## TASK INSTRUCTIONS:
Please copy every line of the records below that holds the word "page".

## EXERCISE MATERIALS:
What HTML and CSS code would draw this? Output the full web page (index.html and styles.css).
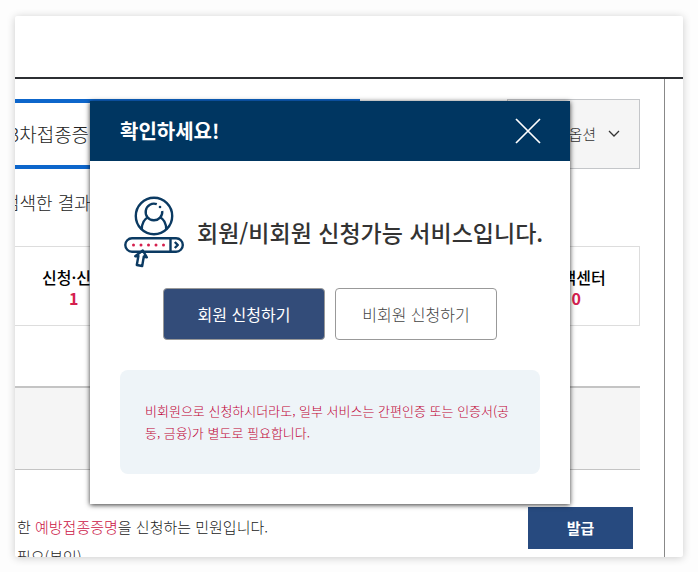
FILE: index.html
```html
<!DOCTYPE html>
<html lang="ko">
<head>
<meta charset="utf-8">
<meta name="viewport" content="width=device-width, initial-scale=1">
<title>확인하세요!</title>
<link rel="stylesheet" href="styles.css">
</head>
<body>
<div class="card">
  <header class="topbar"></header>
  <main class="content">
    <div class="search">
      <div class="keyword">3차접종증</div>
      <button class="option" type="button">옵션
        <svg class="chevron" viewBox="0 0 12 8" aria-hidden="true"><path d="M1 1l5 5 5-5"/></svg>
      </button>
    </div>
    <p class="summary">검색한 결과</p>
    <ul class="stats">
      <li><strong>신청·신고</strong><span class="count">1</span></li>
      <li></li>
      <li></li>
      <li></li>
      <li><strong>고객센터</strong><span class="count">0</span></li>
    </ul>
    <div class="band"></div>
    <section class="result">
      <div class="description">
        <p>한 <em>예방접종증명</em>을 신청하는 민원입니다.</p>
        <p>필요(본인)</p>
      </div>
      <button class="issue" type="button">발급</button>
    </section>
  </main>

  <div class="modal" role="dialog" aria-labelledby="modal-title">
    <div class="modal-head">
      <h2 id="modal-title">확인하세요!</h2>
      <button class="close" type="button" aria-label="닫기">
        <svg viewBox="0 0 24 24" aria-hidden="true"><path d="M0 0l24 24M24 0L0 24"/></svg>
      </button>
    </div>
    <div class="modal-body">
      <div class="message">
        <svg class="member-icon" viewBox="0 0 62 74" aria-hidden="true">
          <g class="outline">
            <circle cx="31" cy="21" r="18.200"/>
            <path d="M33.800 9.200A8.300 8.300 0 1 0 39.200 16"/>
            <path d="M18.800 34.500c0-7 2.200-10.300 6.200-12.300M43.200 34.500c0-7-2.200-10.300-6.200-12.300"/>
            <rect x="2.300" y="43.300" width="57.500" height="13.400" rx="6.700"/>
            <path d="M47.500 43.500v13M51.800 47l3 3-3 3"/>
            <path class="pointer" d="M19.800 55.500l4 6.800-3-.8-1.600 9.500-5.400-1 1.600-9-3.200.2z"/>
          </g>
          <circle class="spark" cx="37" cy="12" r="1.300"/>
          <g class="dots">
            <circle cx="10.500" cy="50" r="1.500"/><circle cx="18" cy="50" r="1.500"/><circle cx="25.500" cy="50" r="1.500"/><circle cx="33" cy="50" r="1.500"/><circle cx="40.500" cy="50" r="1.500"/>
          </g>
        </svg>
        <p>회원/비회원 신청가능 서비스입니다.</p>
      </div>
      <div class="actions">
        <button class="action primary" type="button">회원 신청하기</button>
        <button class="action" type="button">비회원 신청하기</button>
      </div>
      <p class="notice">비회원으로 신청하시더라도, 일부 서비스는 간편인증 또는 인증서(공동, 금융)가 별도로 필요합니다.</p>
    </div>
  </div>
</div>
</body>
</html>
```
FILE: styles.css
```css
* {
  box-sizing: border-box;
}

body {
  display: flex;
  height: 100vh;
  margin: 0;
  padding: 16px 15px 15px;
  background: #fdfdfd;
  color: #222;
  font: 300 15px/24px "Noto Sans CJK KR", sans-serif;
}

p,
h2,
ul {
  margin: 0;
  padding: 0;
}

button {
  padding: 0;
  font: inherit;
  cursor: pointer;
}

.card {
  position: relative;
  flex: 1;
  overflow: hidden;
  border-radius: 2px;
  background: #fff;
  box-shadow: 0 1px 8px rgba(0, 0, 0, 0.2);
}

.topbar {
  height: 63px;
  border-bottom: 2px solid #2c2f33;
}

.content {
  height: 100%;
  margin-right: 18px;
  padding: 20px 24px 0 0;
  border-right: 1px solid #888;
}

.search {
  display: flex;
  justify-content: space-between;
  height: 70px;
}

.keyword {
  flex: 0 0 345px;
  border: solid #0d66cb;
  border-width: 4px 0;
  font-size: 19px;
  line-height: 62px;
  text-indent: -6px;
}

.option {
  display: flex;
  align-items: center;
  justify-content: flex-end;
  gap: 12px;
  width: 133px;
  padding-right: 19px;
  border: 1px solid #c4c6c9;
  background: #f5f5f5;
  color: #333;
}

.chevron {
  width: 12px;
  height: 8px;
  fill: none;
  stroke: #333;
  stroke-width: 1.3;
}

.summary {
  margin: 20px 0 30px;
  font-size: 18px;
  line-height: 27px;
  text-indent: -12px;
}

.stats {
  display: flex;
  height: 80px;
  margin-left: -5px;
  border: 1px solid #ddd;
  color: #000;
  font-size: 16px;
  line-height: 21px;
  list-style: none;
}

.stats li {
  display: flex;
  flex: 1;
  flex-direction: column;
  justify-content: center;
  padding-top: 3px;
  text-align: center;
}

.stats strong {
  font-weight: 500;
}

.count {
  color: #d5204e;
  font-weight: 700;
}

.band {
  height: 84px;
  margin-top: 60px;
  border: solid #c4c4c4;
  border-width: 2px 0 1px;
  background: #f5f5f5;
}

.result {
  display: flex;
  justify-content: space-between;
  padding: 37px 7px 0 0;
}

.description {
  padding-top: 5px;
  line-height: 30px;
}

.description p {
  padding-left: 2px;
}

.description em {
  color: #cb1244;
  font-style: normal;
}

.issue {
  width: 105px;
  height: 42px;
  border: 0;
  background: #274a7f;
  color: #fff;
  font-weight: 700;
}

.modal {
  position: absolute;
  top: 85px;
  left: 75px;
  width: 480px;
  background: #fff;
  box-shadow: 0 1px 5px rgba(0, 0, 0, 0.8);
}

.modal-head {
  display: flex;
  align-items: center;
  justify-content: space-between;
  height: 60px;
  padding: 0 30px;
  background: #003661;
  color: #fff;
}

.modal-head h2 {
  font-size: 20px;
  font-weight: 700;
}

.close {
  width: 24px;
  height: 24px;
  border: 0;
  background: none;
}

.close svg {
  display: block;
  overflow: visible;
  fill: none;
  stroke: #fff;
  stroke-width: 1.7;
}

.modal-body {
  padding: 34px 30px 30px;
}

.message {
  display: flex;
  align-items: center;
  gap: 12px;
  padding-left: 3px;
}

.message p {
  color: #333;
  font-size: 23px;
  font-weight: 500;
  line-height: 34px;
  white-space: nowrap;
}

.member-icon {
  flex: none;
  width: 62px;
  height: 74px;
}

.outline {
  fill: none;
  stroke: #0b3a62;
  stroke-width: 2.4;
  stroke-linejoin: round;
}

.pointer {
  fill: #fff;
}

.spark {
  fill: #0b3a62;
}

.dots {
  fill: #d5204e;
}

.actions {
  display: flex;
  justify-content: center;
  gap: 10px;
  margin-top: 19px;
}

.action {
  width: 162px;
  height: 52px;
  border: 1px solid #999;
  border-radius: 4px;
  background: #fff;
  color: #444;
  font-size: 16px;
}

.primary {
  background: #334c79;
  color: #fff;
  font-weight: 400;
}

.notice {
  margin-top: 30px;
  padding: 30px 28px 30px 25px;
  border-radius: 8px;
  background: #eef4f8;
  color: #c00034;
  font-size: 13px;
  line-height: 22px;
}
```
==
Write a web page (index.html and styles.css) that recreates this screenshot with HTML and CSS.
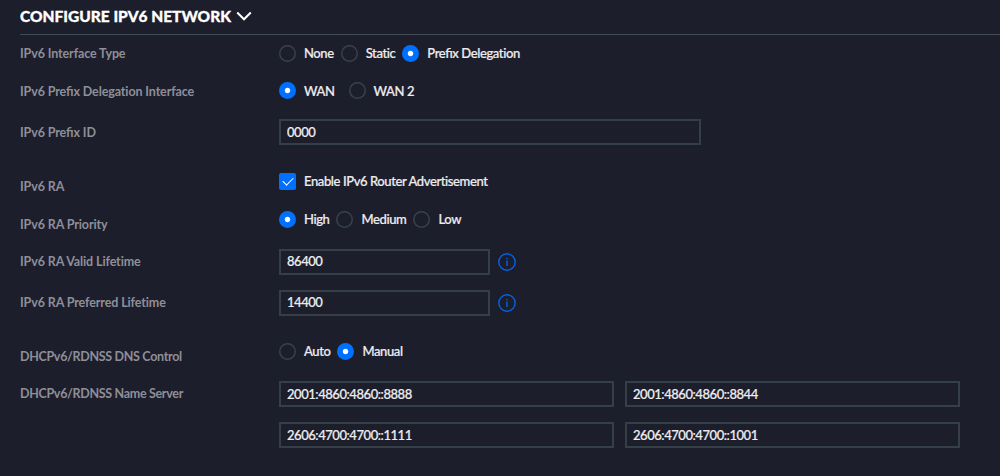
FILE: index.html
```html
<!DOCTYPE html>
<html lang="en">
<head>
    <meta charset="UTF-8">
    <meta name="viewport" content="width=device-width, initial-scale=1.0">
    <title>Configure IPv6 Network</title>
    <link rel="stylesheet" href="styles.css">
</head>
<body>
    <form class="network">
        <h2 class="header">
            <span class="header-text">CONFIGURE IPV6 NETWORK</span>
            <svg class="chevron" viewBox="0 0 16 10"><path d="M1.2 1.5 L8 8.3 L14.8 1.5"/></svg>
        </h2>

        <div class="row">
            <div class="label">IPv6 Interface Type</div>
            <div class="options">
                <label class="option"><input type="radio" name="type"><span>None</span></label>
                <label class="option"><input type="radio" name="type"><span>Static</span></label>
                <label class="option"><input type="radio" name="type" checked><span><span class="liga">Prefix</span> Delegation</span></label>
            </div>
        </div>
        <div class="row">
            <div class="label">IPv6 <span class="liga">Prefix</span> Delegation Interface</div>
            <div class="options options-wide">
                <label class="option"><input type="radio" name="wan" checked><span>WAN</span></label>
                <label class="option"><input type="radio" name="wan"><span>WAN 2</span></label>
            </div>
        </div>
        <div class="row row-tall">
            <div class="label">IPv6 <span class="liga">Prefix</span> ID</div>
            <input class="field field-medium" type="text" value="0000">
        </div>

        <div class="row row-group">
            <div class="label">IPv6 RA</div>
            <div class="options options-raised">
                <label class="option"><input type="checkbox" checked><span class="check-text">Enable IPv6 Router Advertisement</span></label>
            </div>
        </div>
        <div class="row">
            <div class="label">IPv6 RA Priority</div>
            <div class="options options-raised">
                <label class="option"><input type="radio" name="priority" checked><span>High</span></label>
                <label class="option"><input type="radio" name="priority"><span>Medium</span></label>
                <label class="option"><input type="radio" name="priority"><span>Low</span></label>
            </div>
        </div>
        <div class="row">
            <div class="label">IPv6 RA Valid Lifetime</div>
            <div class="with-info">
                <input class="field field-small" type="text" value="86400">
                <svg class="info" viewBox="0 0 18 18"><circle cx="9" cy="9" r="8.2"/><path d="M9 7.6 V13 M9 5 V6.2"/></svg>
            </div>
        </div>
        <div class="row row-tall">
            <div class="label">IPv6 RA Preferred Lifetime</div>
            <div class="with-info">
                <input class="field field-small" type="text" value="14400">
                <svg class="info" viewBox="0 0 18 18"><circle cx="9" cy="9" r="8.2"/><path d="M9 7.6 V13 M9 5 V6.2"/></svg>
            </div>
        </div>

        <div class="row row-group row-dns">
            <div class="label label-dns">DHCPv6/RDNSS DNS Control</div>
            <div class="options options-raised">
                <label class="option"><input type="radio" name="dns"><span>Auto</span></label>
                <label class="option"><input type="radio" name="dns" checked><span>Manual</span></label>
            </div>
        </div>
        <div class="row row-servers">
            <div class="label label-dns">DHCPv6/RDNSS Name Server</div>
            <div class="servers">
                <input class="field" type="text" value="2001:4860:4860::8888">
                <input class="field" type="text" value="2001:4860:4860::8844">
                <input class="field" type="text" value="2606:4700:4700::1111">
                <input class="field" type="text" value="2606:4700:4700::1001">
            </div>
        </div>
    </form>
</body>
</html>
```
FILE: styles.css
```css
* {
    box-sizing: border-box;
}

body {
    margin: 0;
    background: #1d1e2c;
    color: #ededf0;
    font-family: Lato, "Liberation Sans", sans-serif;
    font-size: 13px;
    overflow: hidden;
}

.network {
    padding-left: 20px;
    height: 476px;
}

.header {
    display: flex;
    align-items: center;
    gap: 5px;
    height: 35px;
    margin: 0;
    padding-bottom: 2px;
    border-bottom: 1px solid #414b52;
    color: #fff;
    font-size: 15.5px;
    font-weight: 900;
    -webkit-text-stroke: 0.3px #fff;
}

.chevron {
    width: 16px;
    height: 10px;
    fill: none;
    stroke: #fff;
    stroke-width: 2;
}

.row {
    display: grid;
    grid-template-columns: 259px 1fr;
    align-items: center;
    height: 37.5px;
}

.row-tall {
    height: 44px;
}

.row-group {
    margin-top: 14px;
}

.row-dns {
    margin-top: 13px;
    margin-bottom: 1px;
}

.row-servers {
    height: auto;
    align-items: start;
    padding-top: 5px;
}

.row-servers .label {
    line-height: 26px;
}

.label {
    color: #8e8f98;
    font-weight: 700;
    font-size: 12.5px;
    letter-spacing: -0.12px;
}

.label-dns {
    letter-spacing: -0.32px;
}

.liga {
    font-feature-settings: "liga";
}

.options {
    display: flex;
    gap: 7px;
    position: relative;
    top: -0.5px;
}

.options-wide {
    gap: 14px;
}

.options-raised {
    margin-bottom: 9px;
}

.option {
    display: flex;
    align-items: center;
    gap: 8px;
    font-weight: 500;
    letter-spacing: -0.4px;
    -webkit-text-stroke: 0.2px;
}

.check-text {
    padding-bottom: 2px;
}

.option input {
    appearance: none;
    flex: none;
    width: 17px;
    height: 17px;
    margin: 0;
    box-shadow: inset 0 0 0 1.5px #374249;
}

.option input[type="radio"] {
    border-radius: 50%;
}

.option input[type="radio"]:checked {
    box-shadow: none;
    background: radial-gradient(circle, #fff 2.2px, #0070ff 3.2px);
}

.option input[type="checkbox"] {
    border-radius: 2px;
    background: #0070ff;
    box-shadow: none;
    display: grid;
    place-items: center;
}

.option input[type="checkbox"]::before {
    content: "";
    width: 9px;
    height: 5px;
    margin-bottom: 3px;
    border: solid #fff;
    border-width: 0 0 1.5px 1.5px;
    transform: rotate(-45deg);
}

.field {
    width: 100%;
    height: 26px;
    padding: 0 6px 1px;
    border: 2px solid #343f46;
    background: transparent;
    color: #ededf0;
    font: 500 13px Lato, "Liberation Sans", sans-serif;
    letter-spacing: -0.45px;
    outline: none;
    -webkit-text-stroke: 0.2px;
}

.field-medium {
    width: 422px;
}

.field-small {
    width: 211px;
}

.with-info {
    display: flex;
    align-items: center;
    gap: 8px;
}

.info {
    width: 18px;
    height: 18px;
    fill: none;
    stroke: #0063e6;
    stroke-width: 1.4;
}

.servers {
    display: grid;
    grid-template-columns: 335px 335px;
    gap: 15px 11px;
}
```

## RESULT FOR THIS TASK:
What HTML and CSS code would draw this? Output the full web page (index.html and styles.css).
Write a web page (index.html and styles.css) that recreates this screenshot with HTML and CSS.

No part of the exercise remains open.